A contributor to this problem is the nature of conventional controllers, which typically have dedicated wires that connect to each valve they control. Each controller is equipped with a terminal strip that has one common wire and one hot wire for each valve. These hot wires—up to 42 of them (and even more on a few heavy-duty models), are run out to the individual valves. The common wire, on the other hand, runs from valve to valve, throughout the array. In a large installation, there could be well over a mile or so of wire going to a single valve.
But this communication technology from the controller to the receivers makes the
2-wire process different from conventional controller technology.

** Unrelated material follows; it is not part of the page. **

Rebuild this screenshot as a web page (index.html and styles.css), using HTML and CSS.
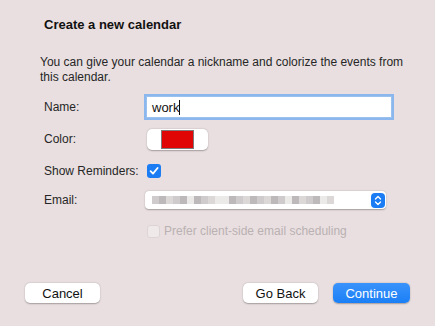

In HIT's 2-wire system, the controller applies 24 volts to the entire path of wires. The valve stations, each containing a receiver, have their own unique address.The controller sends a signal with a sort of telephone number, in search of a particular valve. If the first receiver has that telephone number, it closes the switch and allows the 24 volts to pass through to activate the solenoid.
Tucor had an idea to add a modem (a device used on computers to communicate over telephone lines) to its irrigation controller. The Tucor controller comes with the software that allows you to call up that controller from anywhere in the world, and turn it on and off. And for a bit more investment, you can even buy a software management package that allows you to monitor multiple controllers.